For those about to rock, we salute Johnson.

The Singer...

Black Ice, AC/DC’s first album in eight years, was released October 17th exclusively at Wal-Mart stores in the United States. It sold nearly 800,000 copies in its debut week and has since topped 1.6 million in the United States and millions more worldwide.

It’s all beyond Johnson’s comprehension.

“We’ve always had success, and we’ve been successful all over the world. All of our tours have been sold out, in huge stadiums,” the 61-year-old English-born singer said. “Well, you think, ‘That’s about as far as you can go.’ We’ve got a fantastic fan base, but then this bloody album comes out. People have been waiting six years for a tour, eight years for an album.

“It sold 5 million in five days around the world. To be No. 1 in 29 countries in one week, it’s a bit overwhelming. You can’t take it all in. Some of them must be break-away republics,” he said, with a laugh, “because I didn’t know there were so many countries - none with an economy to speak of.”

It’s a massive seller, despite the lack of digital downloads. “An album can get cherry-picked on iTunes,” Johnson said of the band’s decision to go with Wal-Mart.

Even a tech-savvy entrepreneur couldn’t derail Black Ice and its hit single, 'Rock ’n’ Roll Train'.

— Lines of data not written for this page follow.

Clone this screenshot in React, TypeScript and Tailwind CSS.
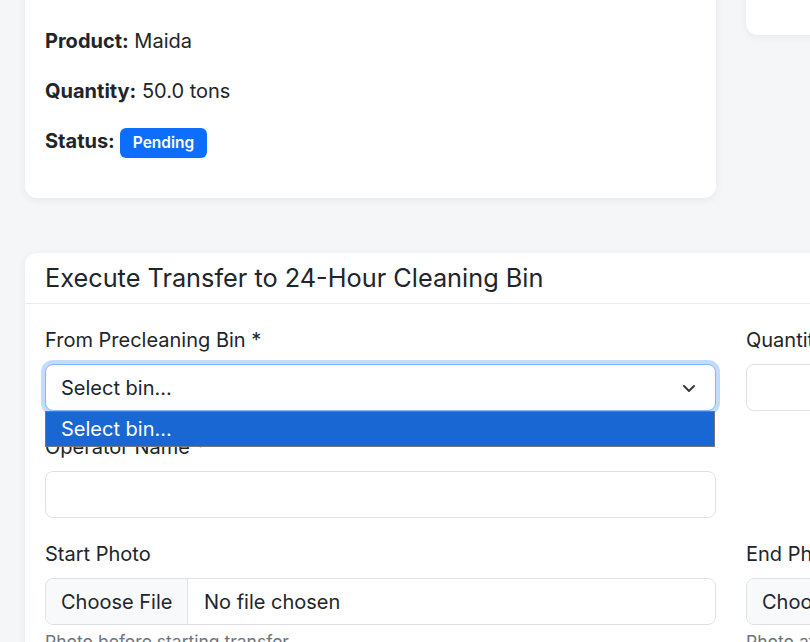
import React from "react";

const font = { fontFamily: "Inter, 'Noto Sans', 'Liberation Sans', sans-serif" };

function Label({ children }: { children: React.ReactNode }) {
  return <div className="mb-[9px] text-[20px] leading-[30px] text-[#212529]">{children}</div>;
}

function FileInput() {
  return (
    <div className="flex h-[47px] items-stretch overflow-hidden rounded-[8px] border border-[#dee2e6] bg-white text-[20px] text-[#212529]">
      <div className="flex w-[142px] shrink-0 items-center border-r border-[#dee2e6] bg-[#f8f9fa] pl-[15px]">
        Choose File
      </div>
      <div className="flex items-center pl-[16px] whitespace-nowrap">No file chosen</div>
    </div>
  );
}

export default function App() {
  return (
    <div className="h-[642px] w-[810px] overflow-hidden bg-[#f5f6f8]" style={font}>
      <div className="w-[1462px] px-[25px]">
        <div className="grid grid-cols-[691px_691px] gap-x-[30px]">
          <div className="-mt-[20px] rounded-[12px] bg-white px-[20px] pb-[22px] pt-[46px] shadow-[0_2px_8px_rgba(0,0,0,0.06)]">
            <p className="mb-[20px] text-[20px] leading-[30px] text-[#212529]">
              <span className="font-bold">Product:</span> Maida
            </p>
            <p className="mb-[20px] text-[20px] leading-[30px] text-[#212529]">
              <span className="font-bold">Quantity:</span> 50.0 tons
            </p>
            <p className="mb-[20px] flex h-[30px] items-center text-[20px] text-[#212529]">
              <span className="font-bold">Status:</span>
              <span className="ml-[5px] mt-[3px] inline-flex h-[30px] items-center rounded-[6px] bg-[#0d6efd] px-[13px] text-[15.5px] font-semibold text-white">
                Pending
              </span>
            </p>
          </div>
          <div className="-mt-[20px] h-[55px] self-start rounded-[12px] bg-white shadow-[0_2px_8px_rgba(0,0,0,0.06)]" />
        </div>

        <div className="mt-[55px] w-[1412px] rounded-[12px] bg-white shadow-[0_2px_8px_rgba(0,0,0,0.06)]">
          <div className="flex h-[51px] items-center border-b border-[#e9ecef] px-[20px]">
            <h2 className="text-[25.3px] font-normal leading-[30px] text-[#212529]">
              Execute Transfer to 24-Hour Cleaning Bin
            </h2>
          </div>
          <div className="grid grid-cols-[671px_671px] gap-x-[30px] px-[20px] pt-[21px]">
            <div>
              <div className="relative mb-[21px]">
                <Label>From Precleaning Bin *</Label>
                <div className="relative flex h-[47px] items-center rounded-[8px] border border-[#86b7fe] bg-white pl-[15px] text-[20px] text-[#212529] shadow-[0_0_0_4px_rgba(13,110,253,0.25)]">
                  Select bin...
                  <svg
                    className="absolute right-[18px] top-1/2 -translate-y-1/2"
                    width="16"
                    height="16"
                    viewBox="0 0 16 16"
                    fill="none"
                    stroke="#343a40"
                    strokeWidth="2"
                    strokeLinecap="round"
                    strokeLinejoin="round"
                  >
                    <path d="m3 6 5 5 5-5" />
                  </svg>
                </div>
                <div className="absolute left-0 top-[86px] z-10 flex h-[36px] w-[670px] items-center border border-[#767676] bg-[#1967d2] pl-[15px] text-[20px] text-white">
                  Select bin...
                </div>
              </div>
              <div className="mb-[21px]">
                <Label>Operator Name *</Label>
                <div className="h-[47px] rounded-[8px] border border-[#dee2e6] bg-white" />
              </div>
              <div>
                <Label>Start Photo</Label>
                <FileInput />
                <div className="mt-[4px] text-[17.5px] leading-[26px] text-[#6c757d]">
                  Photo before starting transfer
                </div>
              </div>
            </div>
            <div>
              <div className="mb-[21px]">
                <Label>Quantity Transferred (tons) *</Label>
                <div className="h-[47px] rounded-[8px] border border-[#dee2e6] bg-white" />
              </div>
              <div className="mb-[21px] h-[86px]" />
              <div>
                <Label>End Photo</Label>
                <FileInput />
                <div className="mt-[4px] text-[17.5px] leading-[26px] text-[#6c757d]">
                  Photo after completing transfer
                </div>
              </div>
            </div>
          </div>
        </div>
      </div>
    </div>
  );
}
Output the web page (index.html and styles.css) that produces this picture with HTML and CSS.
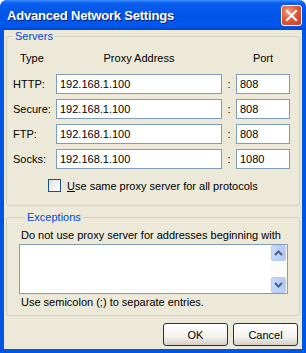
FILE: index.html
```html
<!DOCTYPE html>
<html lang="en">
  <head>
    <meta charset="UTF-8" />
    <title>Advanced Network Settings</title>
    <link rel="stylesheet" href="styles.css">
  </head>
  <body>
    <div class="window">
      <div class="titlebar">
        <span class="title">Advanced Network Settings</span>
        <span class="close">
          <svg width="13" height="13" viewBox="0 0 13 13">
            <path d="M2 2 L11 11 M11 2 L2 11" stroke="#fff" stroke-width="2.2" stroke-linecap="square" />
          </svg>
        </span>
      </div>
      <div class="client">
        <fieldset class="group servers">
          <legend>Servers</legend>
          <div class="proxy-grid">
            <div class="head head-type">Type</div>
            <div class="head">Proxy Address</div>
            <div></div>
            <div class="head">Port</div>

            <label class="row-label">HTTP:</label>
            <input class="field" type="text" value="192.168.1.100" />
            <span class="colon">:</span>
            <input class="field" type="text" value="808" />

            <label class="row-label">Secure:</label>
            <input class="field" type="text" value="192.168.1.100" />
            <span class="colon">:</span>
            <input class="field" type="text" value="808" />

            <label class="row-label">FTP:</label>
            <input class="field" type="text" value="192.168.1.100" />
            <span class="colon">:</span>
            <input class="field" type="text" value="808" />

            <label class="row-label">Socks:</label>
            <input class="field" type="text" value="192.168.1.100" />
            <span class="colon">:</span>
            <input class="field" type="text" value="1080" />
          </div>
          <div class="check-row">
            <span class="checkbox"></span>
            <span><u>U</u>se same proxy server for all protocols</span>
          </div>
        </fieldset>

        <fieldset class="group exceptions">
          <legend>Exceptions</legend>
          <div class="note">Do not use proxy server for addresses beginning with</div>
          <div class="textbox">
            <div class="scrollbar">
              <span class="arrow">
                <svg width="9" height="6" viewBox="0 0 9 6"><path d="M1 5 L4.5 1.5 L8 5" fill="none" stroke="#4d6185" stroke-width="2" /></svg>
              </span>
              <span class="track"></span>
              <span class="arrow">
                <svg width="9" height="6" viewBox="0 0 9 6"><path d="M1 1 L4.5 4.5 L8 1" fill="none" stroke="#4d6185" stroke-width="2" /></svg>
              </span>
            </div>
          </div>
          <div class="note">Use semicolon (;) to separate entries.</div>
        </fieldset>

        <div class="buttons">
          <button class="btn">OK</button>
          <button class="btn">Cancel</button>
        </div>
      </div>
    </div>
  </body>
</html>
```

FILE: styles.css
```css
body {
  margin: 0;
  padding: 0;
  background: #fff;
  font-family: 'Liberation Sans', Arial, sans-serif;
  font-size: 11px;
  color: #000;
}

.window {
  width: 306px;
  height: 353px;
  display: flex;
  flex-direction: column;
  background: #0055e5;
  border-radius: 7px 7px 0 0;
  overflow: hidden;
}

/* title bar */
.titlebar {
  height: 30px;
  display: flex;
  align-items: center;
  padding: 0 4px 0 7px;
  background: linear-gradient(#3c8dff 0, #0a5ff0 10%, #0055e5 45%, #0058ee 85%, #0046d2 100%);
}

.title {
  flex: 1;
  color: #fff;
  font-weight: bold;
  font-size: 13px;
  text-shadow: 1px 1px 0 #0a1e7a;
  letter-spacing: -0.2px;
}

.close {
  width: 19px;
  height: 19px;
  border: 1px solid #fff;
  border-radius: 3px;
  display: flex;
  align-items: center;
  justify-content: center;
  background: radial-gradient(circle at 35% 30%, #f0a080 0, #e2593a 45%, #c43d1c 100%);
}

/* dialog body */
.client {
  flex: 1;
  margin: 0 4px 4px 4px;
  padding: 0 2px;
  background: #ece9d8;
  display: flex;
  flex-direction: column;
}

.group {
  margin: 0;
  padding: 0;
  border: 1px solid #d0d0bf;
  border-radius: 3px;
}

.group legend {
  margin-left: 6px;
  padding: 0 2px;
  color: #0046d5;
  line-height: 13px;
}

.proxy-grid {
  display: grid;
  grid-template-columns: 43px 166px 14px 54px;
  row-gap: 5px;
  padding: 9px 0 0 6px;
  align-items: center;
}

.head {
  text-align: center;
  line-height: 13px;
  margin-bottom: 4px;
}

.head-type {
  text-align: left;
  padding-left: 7px;
}

.row-label {
  line-height: 13px;
}

.colon {
  text-align: center;
}

.field {
  box-sizing: border-box;
  height: 20px;
  width: 100%;
  margin: 0;
  padding: 0 3px;
  border: 1px solid #7f9db9;
  background: #fff;
  font-family: inherit;
  font-size: 11px;
  color: #000;
}

.check-row {
  display: flex;
  align-items: center;
  gap: 6px;
  padding: 10px 0 13px 41px;
}

.checkbox {
  box-sizing: border-box;
  width: 13px;
  height: 13px;
  border: 1px solid #1c5180;
  background: linear-gradient(135deg, #dcdcd7 0, #fff 85%);
}

.exceptions {
  margin-top: 5px;
  padding: 5px 11px 6px 12px;
}

.note {
  padding-left: 2px;
  line-height: 13px;
}

.textbox {
  box-sizing: border-box;
  height: 50px;
  margin: 2px 0 2px;
  border: 1px solid #7f9db9;
  background: #fff;
  display: flex;
  justify-content: flex-end;
}

.scrollbar {
  width: 17px;
  display: flex;
  flex-direction: column;
  background: #fbfbf8;
}

.arrow {
  box-sizing: border-box;
  height: 16px;
  margin: 0 1px;
  border: 1px solid #b8cbf5;
  border-radius: 2px;
  background: linear-gradient(90deg, #c8d8fc, #b5c9f7);
  display: flex;
  align-items: center;
  justify-content: center;
}

.track {
  flex: 1;
}

.buttons {
  display: flex;
  justify-content: flex-end;
  gap: 5px;
  padding: 7px 2px 0 0;
}

.btn {
  width: 65px;
  height: 23px;
  border: 1px solid #003c74;
  border-radius: 3px;
  background: linear-gradient(#fff 0, #f4f3ee 60%, #d6d0c5 100%);
  font-family: inherit;
  font-size: 11px;
  color: #000;
  padding: 0;
}
```
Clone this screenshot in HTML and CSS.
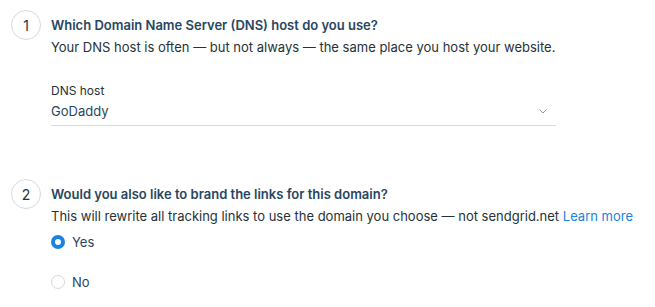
FILE: index.html
```html
<!DOCTYPE html>
<html>
<head>
<meta charset="utf-8">
<link rel="stylesheet" href="styles.css">
</head>
<body>
<div class="steps">
  <section class="step">
    <div class="num">1</div>
    <div class="content">
      <h2 class="title">Which Domain Name Server (DNS) host do you use?</h2>
      <p class="desc">Your DNS host is often — but not always — the same place you host your website.</p>
      <div class="select">
        <div class="label">DNS host</div>
        <div class="value-row">
          <span class="value">GoDaddy</span>
          <svg class="chev" width="8" height="5" viewBox="0 0 8 5"><path d="M0.5 0.5 L4 4 L7.5 0.5" fill="none" stroke="#8d9aa8" stroke-width="1"/></svg>
        </div>
      </div>
    </div>
  </section>
  <section class="step step2">
    <div class="num">2</div>
    <div class="content">
      <h2 class="title">Would you also like to brand the links for this domain?</h2>
      <p class="desc">This will rewrite all tracking links to use the domain you choose — not sendgrid.net <a class="link" href="#">Learn more</a></p>
      <div class="radios">
        <label class="radio"><span class="dot on"></span>Yes</label>
        <label class="radio"><span class="dot"></span>No</label>
      </div>
    </div>
  </section>
</div>
</body>
</html>
```
FILE: styles.css
```css
html, body {
  margin: 0;
  padding: 0;
  background: #fff;
}
body {
  font-family: Inter, "Noto Sans", sans-serif;
  color: #263238;
  font-size: 13px;
}
.steps {
  padding: 10px 0 0 11px;
}
.step {
  display: flex;
  gap: 10px;
  align-items: flex-start;
}
.step2 {
  margin-top: 53px;
}
.num {
  width: 28px;
  height: 28px;
  border: 1px solid #d4dae0;
  border-radius: 50%;
  display: flex;
  align-items: center;
  justify-content: center;
  font-size: 14px;
  color: #263238;
  flex: none;
}
.content {
  padding-top: 6px;
}
.title {
  margin: 0;
  font-size: 13px;
  font-weight: 600;
  color: #294661;
  line-height: 18px;
}
.desc {
  margin: 4px 0 0;
  line-height: 18px;
}
.link {
  color: #1a82e2;
  text-decoration: none;
}
.select {
  width: 505px;
  margin-top: 27px;
  border-bottom: 1px solid #d4dae0;
}
.label {
  font-size: 12px;
  line-height: 16px;
}
.value-row {
  display: flex;
  justify-content: space-between;
  align-items: center;
  padding: 3px 9px 5px 0;
}
.value {
  color: #294661;
  line-height: 18px;
}
.radios {
  display: flex;
  flex-direction: column;
  gap: 22px;
  margin-top: 8px;
}
.radio {
  display: flex;
  align-items: center;
  gap: 7px;
  line-height: 18px;
  color: #294661;
}
.dot {
  width: 14px;
  height: 14px;
  box-sizing: border-box;
  border-radius: 50%;
  border: 1px solid #d4dae0;
}
.dot.on {
  border: 4px solid #1a82e2;
}
```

“Some dirty little git in Europe had recorded a copy of the album - he was arrested, by the way - and at some pressing plant in Germany, thousands of copies had gotten out,” Johnson said. “We thought, ‘Well, that’s it. Once it gets out on the Internet, it’s like a feeding frenzy.’ But it didn’t happen; fans went out and bought the album. They wanted the album; they wanted a physical body of work in their hands.”